**Exercise brief**: Pick out the lines below that contain the string "React" and copy them all.

**Material for this exercise**:

+-------+

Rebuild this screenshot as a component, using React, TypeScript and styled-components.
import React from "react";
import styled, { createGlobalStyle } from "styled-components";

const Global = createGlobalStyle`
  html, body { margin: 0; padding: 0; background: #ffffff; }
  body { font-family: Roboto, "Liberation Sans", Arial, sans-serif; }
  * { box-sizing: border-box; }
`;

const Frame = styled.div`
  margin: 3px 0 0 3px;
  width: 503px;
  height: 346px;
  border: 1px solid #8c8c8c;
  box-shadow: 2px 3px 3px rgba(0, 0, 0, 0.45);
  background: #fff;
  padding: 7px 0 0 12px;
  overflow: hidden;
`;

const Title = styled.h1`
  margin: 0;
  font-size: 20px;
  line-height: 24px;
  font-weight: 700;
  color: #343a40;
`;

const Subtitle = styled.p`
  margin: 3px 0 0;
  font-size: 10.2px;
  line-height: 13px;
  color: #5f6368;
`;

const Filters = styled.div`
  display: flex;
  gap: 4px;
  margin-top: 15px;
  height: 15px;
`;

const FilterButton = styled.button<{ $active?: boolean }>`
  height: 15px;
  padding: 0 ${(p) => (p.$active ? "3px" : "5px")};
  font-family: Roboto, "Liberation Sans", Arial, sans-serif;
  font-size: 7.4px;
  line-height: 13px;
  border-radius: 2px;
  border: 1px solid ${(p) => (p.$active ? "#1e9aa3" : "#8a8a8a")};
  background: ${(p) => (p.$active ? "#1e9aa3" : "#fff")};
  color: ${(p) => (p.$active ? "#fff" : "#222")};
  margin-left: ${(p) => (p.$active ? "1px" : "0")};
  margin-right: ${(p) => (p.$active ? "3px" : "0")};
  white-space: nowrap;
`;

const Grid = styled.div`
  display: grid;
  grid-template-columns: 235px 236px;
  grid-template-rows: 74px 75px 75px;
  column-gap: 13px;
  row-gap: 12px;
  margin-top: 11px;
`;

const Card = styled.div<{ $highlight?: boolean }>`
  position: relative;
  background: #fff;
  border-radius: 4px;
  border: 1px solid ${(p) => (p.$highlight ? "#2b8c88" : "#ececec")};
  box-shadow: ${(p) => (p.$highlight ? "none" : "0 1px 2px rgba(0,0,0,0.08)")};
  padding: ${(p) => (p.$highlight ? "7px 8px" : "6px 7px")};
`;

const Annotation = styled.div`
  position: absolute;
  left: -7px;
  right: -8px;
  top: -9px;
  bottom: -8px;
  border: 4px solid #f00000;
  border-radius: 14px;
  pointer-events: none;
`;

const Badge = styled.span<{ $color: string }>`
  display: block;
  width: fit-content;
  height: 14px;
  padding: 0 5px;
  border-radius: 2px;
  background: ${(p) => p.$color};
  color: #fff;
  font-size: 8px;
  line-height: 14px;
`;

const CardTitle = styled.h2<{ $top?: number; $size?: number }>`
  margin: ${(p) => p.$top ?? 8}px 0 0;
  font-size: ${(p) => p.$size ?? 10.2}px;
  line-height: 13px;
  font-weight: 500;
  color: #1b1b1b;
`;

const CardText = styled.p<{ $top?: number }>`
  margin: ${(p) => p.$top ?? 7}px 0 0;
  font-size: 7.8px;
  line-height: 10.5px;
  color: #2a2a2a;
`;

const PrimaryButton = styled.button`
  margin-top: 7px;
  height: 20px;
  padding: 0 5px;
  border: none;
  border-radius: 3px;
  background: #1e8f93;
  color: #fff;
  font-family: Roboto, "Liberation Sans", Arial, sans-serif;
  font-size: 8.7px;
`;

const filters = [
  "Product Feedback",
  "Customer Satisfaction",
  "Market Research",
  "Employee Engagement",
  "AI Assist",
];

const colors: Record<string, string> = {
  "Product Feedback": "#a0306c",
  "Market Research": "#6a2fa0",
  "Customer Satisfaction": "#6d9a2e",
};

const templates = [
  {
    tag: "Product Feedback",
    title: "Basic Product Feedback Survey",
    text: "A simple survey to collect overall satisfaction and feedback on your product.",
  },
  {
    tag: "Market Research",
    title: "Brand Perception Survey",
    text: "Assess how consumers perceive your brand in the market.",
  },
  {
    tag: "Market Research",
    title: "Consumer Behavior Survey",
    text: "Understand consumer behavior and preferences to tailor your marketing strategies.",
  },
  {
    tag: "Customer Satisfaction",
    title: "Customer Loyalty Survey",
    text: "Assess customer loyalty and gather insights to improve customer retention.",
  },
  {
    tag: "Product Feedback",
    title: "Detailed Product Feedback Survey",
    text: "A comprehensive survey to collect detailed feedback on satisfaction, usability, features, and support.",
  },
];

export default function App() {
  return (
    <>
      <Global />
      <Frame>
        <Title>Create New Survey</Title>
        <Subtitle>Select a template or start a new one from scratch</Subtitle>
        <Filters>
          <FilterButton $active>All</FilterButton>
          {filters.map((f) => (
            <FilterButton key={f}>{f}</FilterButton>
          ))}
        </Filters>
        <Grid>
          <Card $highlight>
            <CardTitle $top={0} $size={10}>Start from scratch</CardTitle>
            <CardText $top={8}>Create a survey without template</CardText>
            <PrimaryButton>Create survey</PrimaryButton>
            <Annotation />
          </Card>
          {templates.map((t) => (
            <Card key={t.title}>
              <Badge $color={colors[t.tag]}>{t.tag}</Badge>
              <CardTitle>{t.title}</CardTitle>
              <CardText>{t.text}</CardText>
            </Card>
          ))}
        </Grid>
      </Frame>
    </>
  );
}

+-------+

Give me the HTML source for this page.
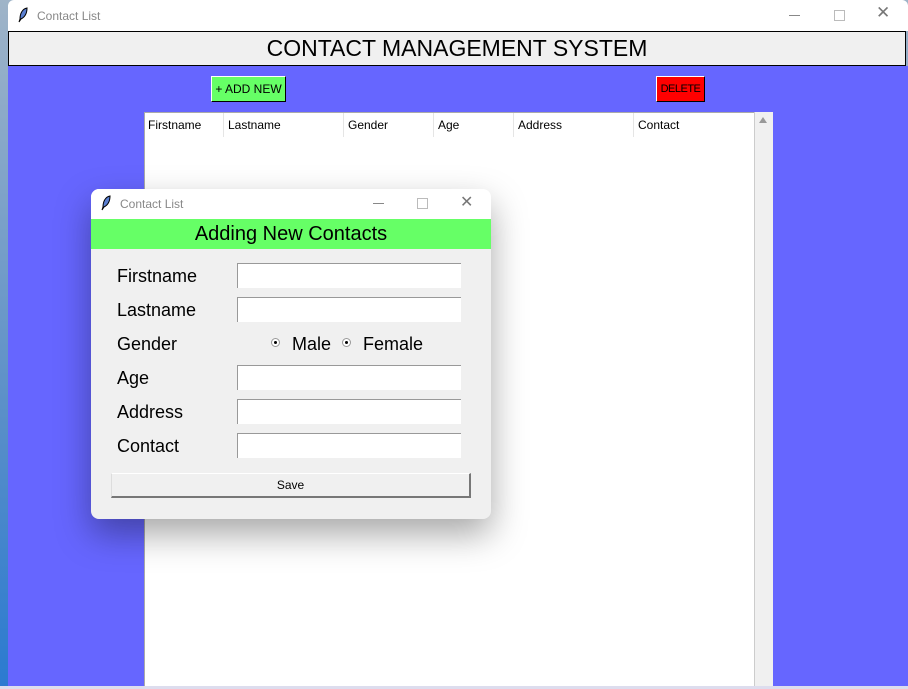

+-------+

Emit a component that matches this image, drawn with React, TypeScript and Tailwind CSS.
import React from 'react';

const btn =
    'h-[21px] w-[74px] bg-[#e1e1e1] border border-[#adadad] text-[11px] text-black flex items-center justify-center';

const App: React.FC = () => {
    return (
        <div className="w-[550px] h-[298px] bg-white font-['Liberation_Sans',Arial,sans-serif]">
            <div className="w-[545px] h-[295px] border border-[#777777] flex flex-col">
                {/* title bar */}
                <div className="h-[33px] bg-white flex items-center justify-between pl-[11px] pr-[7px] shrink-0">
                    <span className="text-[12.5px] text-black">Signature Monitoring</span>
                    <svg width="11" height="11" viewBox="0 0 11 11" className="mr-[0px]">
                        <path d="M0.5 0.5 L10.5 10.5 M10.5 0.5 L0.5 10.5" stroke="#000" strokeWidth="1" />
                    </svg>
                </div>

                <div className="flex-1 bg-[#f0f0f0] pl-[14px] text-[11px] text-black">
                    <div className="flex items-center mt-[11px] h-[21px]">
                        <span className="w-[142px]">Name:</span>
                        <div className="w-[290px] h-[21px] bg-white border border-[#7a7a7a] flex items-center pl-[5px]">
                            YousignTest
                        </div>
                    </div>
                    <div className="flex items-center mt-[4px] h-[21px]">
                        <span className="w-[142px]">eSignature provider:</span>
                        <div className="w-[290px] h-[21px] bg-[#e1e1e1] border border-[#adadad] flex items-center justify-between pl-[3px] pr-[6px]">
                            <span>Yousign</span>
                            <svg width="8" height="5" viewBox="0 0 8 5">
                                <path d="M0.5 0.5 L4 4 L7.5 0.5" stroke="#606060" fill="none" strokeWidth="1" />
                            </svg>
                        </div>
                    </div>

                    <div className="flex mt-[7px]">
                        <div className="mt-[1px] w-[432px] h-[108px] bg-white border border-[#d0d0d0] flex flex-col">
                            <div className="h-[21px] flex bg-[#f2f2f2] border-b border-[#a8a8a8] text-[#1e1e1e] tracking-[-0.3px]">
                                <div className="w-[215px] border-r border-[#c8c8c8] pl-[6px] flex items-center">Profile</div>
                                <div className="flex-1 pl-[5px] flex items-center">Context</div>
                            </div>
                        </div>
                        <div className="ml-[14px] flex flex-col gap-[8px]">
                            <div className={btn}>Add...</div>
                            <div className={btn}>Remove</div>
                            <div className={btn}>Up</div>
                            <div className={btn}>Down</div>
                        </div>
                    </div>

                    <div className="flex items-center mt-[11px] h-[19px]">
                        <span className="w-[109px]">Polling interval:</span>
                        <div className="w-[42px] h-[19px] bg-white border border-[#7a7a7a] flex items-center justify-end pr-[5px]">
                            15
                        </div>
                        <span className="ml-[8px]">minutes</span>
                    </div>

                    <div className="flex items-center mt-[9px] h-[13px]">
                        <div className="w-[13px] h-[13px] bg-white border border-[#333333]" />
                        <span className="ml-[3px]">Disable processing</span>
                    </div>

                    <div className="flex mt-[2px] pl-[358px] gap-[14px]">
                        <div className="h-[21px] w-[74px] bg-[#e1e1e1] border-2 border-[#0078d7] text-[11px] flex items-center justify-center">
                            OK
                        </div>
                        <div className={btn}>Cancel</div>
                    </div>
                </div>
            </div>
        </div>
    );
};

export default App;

+-------+

**Finished exercise**:
Rebuild this screenshot as a component, using React, TypeScript and styled-components.
import React from "react";
Emit a component that matches this image, drawn with React, TypeScript and Tailwind CSS.
import React from 'react';
const App: React.FC = () => {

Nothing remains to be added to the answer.